» Requirements
Restate the data exactly as given and keep the pictures out.

**** Records shown ****

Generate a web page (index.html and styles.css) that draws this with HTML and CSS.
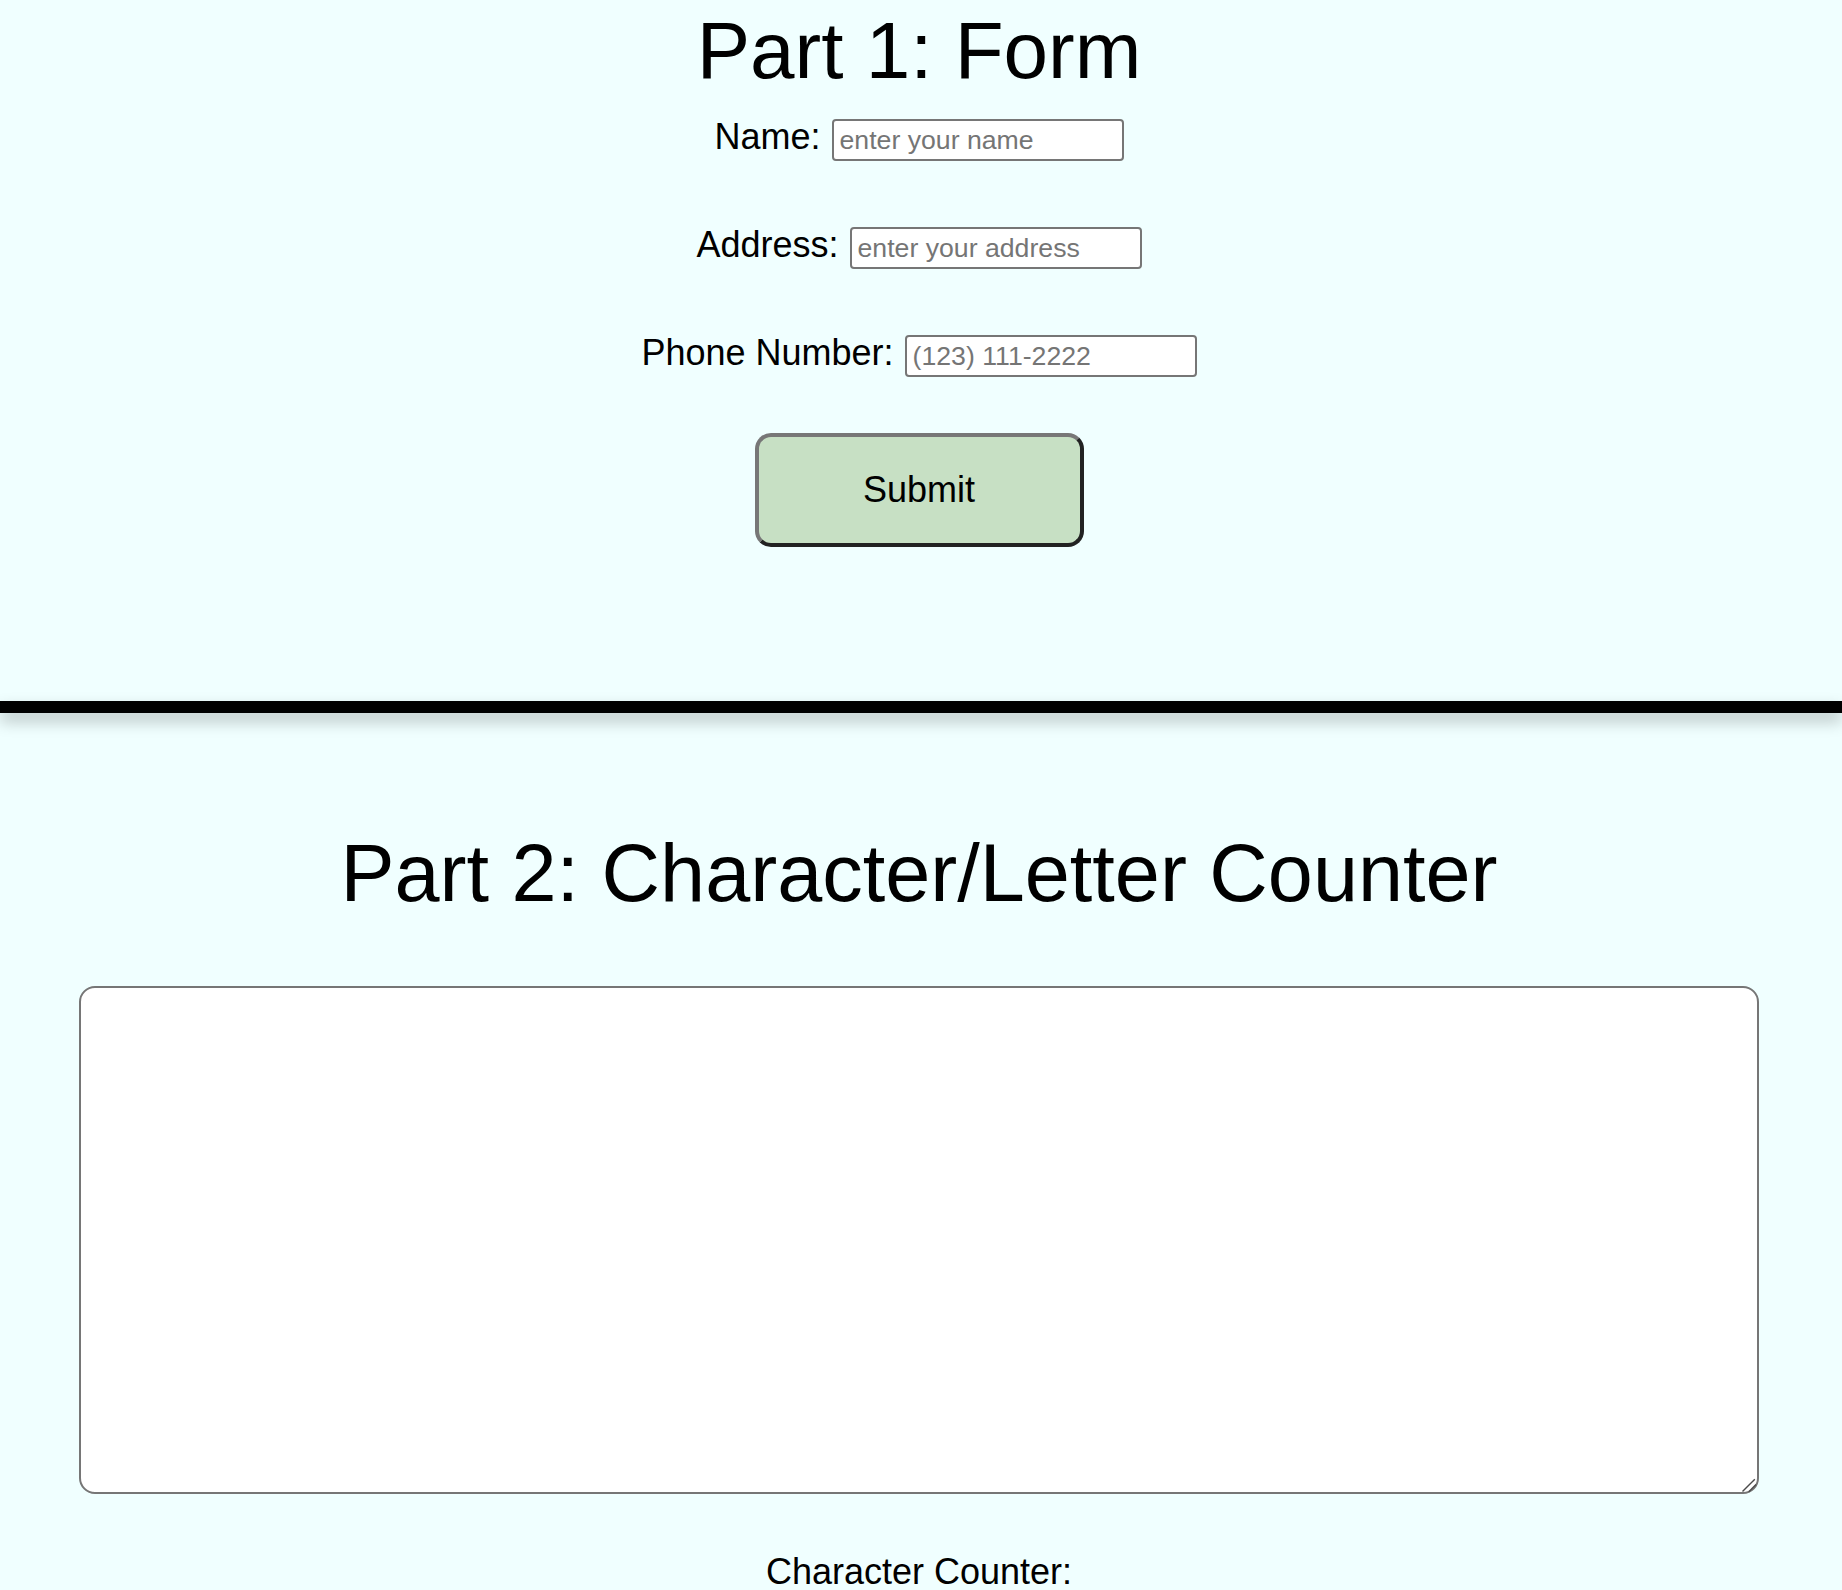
FILE: index.html
```html
<!DOCTYPE html>
<html lang="en">
<head>
<meta charset="utf-8">
<title>Form and Character Counter</title>
<link rel="stylesheet" href="styles.css">
</head>
<body>
<section class="part part-form">
  <h1 class="title">Part 1: Form</h1>
  <form class="form">
    <div class="fields">
      <div class="row">
        <label class="label" for="name">Name:</label>
        <input class="field" id="name" type="text" placeholder="enter your name">
      </div>
      <div class="row">
        <label class="label" for="address">Address:</label>
        <input class="field" id="address" type="text" placeholder="enter your address">
      </div>
      <div class="row">
        <label class="label" for="phone">Phone Number:</label>
        <input class="field" id="phone" type="text" placeholder="(123) 111-2222">
      </div>
    </div>
    <button class="submit" type="button">Submit</button>
  </form>
</section>
<div class="divider"></div>
<section class="part part-counter">
  <h1 class="title title-wide">Part 2: Character/Letter Counter</h1>
  <div class="text-wrap">
    <textarea class="text-input"></textarea>
    <svg class="grip" width="20" height="20" viewBox="0 0 20 20" aria-hidden="true">
      <line x1="3.5" y1="17.5" x2="15.8" y2="5.2" stroke="#4a4a4a" stroke-width="1.4"/>
      <line x1="9.8" y1="17.8" x2="17" y2="10.6" stroke="#4a4a4a" stroke-width="1.4"/>
    </svg>
  </div>
  <p class="counter">Character Counter:</p>
</section>
</body>
</html>
```

FILE: styles.css
```css
html, body {
  margin: 0;
  padding: 0;
}

body {
  background: #f0ffff;
  color: #000;
  font-family: "Liberation Sans", Arial, Helvetica, sans-serif;
}

.part {
  padding-right: 4px;
  text-align: center;
}

.part-form {
  padding-top: 11px;
  padding-bottom: 154.5px;
}

.part-counter {
  padding-top: 120.3px;
}

.title {
  margin: 0;
  font-size: 80px;
  line-height: 80px;
  font-weight: normal;
}

.title-wide {
  font-size: 81px;
}

.form {
  margin: 24.5px 0 0;
  display: flex;
  flex-direction: column;
  align-items: center;
}

.fields {
  display: flex;
  flex-direction: column;
  align-items: center;
  gap: 62px;
}

.row {
  height: 46px;
  display: flex;
  align-items: baseline;
  justify-content: center;
  gap: 11px;
}

.label {
  font-size: 36px;
  line-height: 42px;
}

.field {
  box-sizing: border-box;
  width: 292px;
  height: 42px;
  padding: 0 6px;
  margin: 0;
  border: 2px solid #767676;
  border-radius: 4px;
  background: #fff;
  font-family: "Liberation Sans", Arial, Helvetica, sans-serif;
  font-size: 26.67px;
  color: #000;
}

.field::placeholder {
  color: #757575;
}

.submit {
  box-sizing: border-box;
  margin-top: 55px;
  width: 329px;
  height: 114px;
  padding: 0;
  border-width: 4px;
  border-style: solid;
  border-color: #777 #222 #222 #777;
  border-radius: 16px;
  background: #c7e0c4;
  font-family: "Liberation Sans", Arial, Helvetica, sans-serif;
  font-size: 36px;
  color: #000;
}

.divider {
  height: 12px;
  background: #000;
  box-shadow: 0 8px 16px rgba(0, 0, 0, 0.25);
  position: relative;
}

.text-wrap {
  position: relative;
  width: 1680px;
  height: 508px;
  margin: 72.7px auto 0;
}

.text-input {
  display: block;
  box-sizing: border-box;
  width: 100%;
  height: 100%;
  margin: 0;
  border: 2px solid #767676;
  border-radius: 16px;
  background: #fff;
  resize: none;
  font-family: "Liberation Sans", Arial, Helvetica, sans-serif;
  font-size: 26.67px;
}

.grip {
  position: absolute;
  right: 0;
  bottom: 0;
  pointer-events: none;
}

.counter {
  margin: 57.5px 0 0;
  font-size: 36px;
  line-height: 42px;
}
```
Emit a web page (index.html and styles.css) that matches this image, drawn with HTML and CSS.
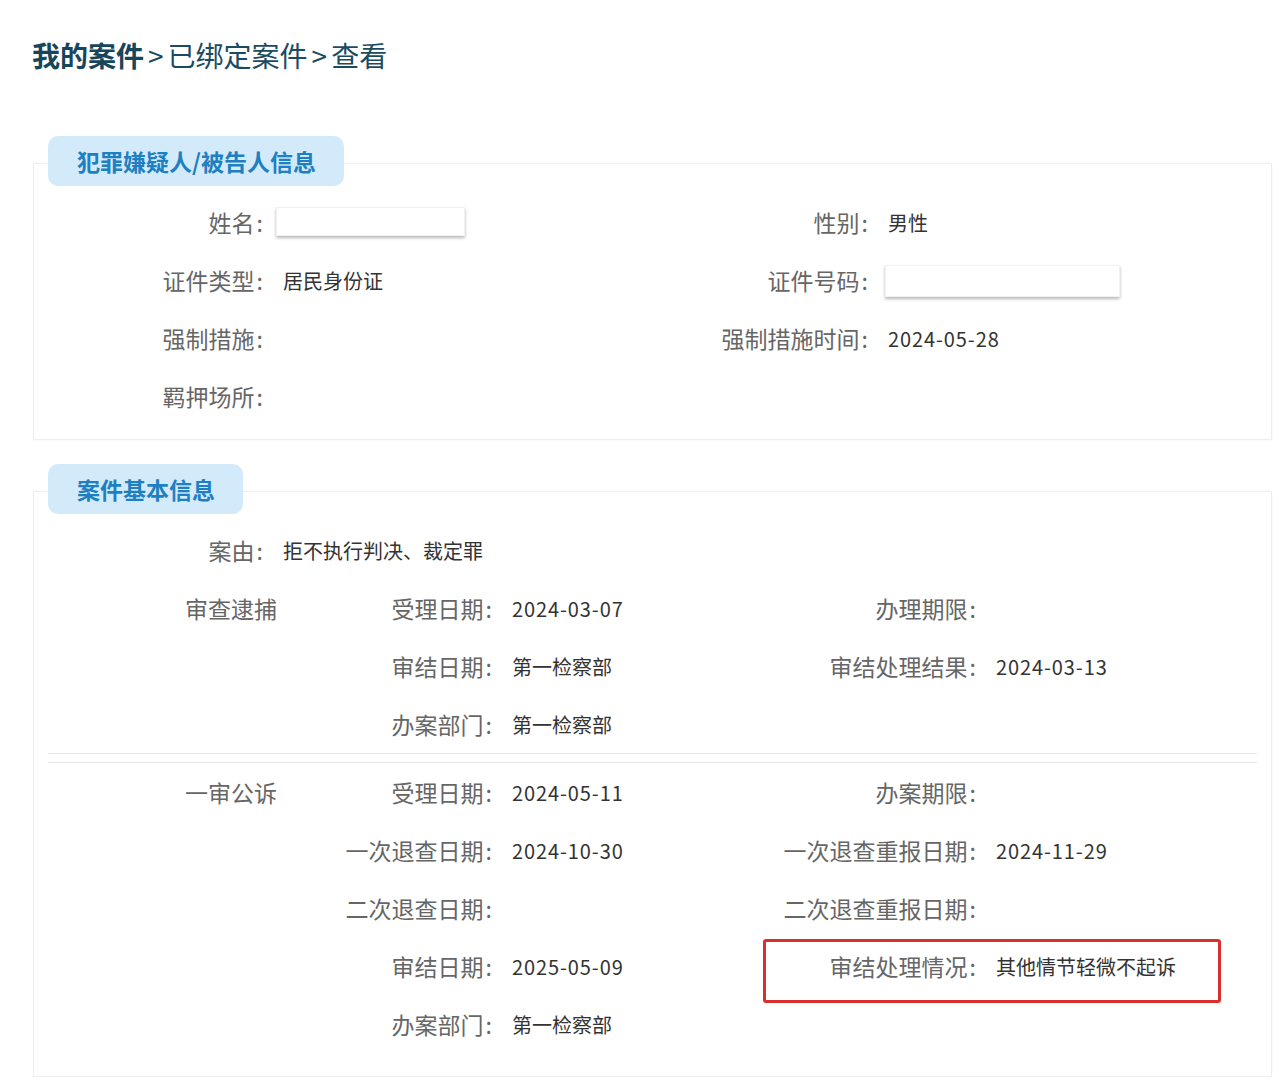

****

» Full solution
Generate a web page (index.html and styles.css) that draws this with HTML and CSS.
FILE: index.html
```html
<!DOCTYPE html>
<html lang="en">
<head>
<meta charset="utf-8">
<title>Form and Character Counter</title>
<link rel="stylesheet" href="styles.css">
</head>
<body>
<section class="part part-form">
  <h1 class="title">Part 1: Form</h1>
  <form class="form">
    <div class="fields">
      <div class="row">
        <label class="label" for="name">Name:</label>
        <input class="field" id="name" type="text" placeholder="enter your name">
      </div>
      <div class="row">
        <label class="label" for="address">Address:</label>
        <input class="field" id="address" type="text" placeholder="enter your address">
      </div>
      <div class="row">
        <label class="label" for="phone">Phone Number:</label>
        <input class="field" id="phone" type="text" placeholder="(123) 111-2222">
      </div>
    </div>
    <button class="submit" type="button">Submit</button>
  </form>
</section>
<div class="divider"></div>
<section class="part part-counter">
  <h1 class="title title-wide">Part 2: Character/Letter Counter</h1>
  <div class="text-wrap">
    <textarea class="text-input"></textarea>
    <svg class="grip" width="20" height="20" viewBox="0 0 20 20" aria-hidden="true">
      <line x1="3.5" y1="17.5" x2="15.8" y2="5.2" stroke="#4a4a4a" stroke-width="1.4"/>
      <line x1="9.8" y1="17.8" x2="17" y2="10.6" stroke="#4a4a4a" stroke-width="1.4"/>
    </svg>
  </div>
  <p class="counter">Character Counter:</p>
</section>
</body>
</html>
```

FILE: styles.css
```css
html, body {
  margin: 0;
  padding: 0;
}

body {
  background: #f0ffff;
  color: #000;
  font-family: "Liberation Sans", Arial, Helvetica, sans-serif;
}

.part {
  padding-right: 4px;
  text-align: center;
}

.part-form {
  padding-top: 11px;
  padding-bottom: 154.5px;
}

.part-counter {
  padding-top: 120.3px;
}

.title {
  margin: 0;
  font-size: 80px;
  line-height: 80px;
  font-weight: normal;
}

.title-wide {
  font-size: 81px;
}

.form {
  margin: 24.5px 0 0;
  display: flex;
  flex-direction: column;
  align-items: center;
}

.fields {
  display: flex;
  flex-direction: column;
  align-items: center;
  gap: 62px;
}

.row {
  height: 46px;
  display: flex;
  align-items: baseline;
  justify-content: center;
  gap: 11px;
}

.label {
  font-size: 36px;
  line-height: 42px;
}

.field {
  box-sizing: border-box;
  width: 292px;
  height: 42px;
  padding: 0 6px;
  margin: 0;
  border: 2px solid #767676;
  border-radius: 4px;
  background: #fff;
  font-family: "Liberation Sans", Arial, Helvetica, sans-serif;
  font-size: 26.67px;
  color: #000;
}

.field::placeholder {
  color: #757575;
}

.submit {
  box-sizing: border-box;
  margin-top: 55px;
  width: 329px;
  height: 114px;
  padding: 0;
  border-width: 4px;
  border-style: solid;
  border-color: #777 #222 #222 #777;
  border-radius: 16px;
  background: #c7e0c4;
  font-family: "Liberation Sans", Arial, Helvetica, sans-serif;
  font-size: 36px;
  color: #000;
}

.divider {
  height: 12px;
  background: #000;
  box-shadow: 0 8px 16px rgba(0, 0, 0, 0.25);
  position: relative;
}

.text-wrap {
  position: relative;
  width: 1680px;
  height: 508px;
  margin: 72.7px auto 0;
}

.text-input {
  display: block;
  box-sizing: border-box;
  width: 100%;
  height: 100%;
  margin: 0;
  border: 2px solid #767676;
  border-radius: 16px;
  background: #fff;
  resize: none;
  font-family: "Liberation Sans", Arial, Helvetica, sans-serif;
  font-size: 26.67px;
}

.grip {
  position: absolute;
  right: 0;
  bottom: 0;
  pointer-events: none;
}

.counter {
  margin: 57.5px 0 0;
  font-size: 36px;
  line-height: 42px;
}
```
Emit a web page (index.html and styles.css) that matches this image, drawn with HTML and CSS.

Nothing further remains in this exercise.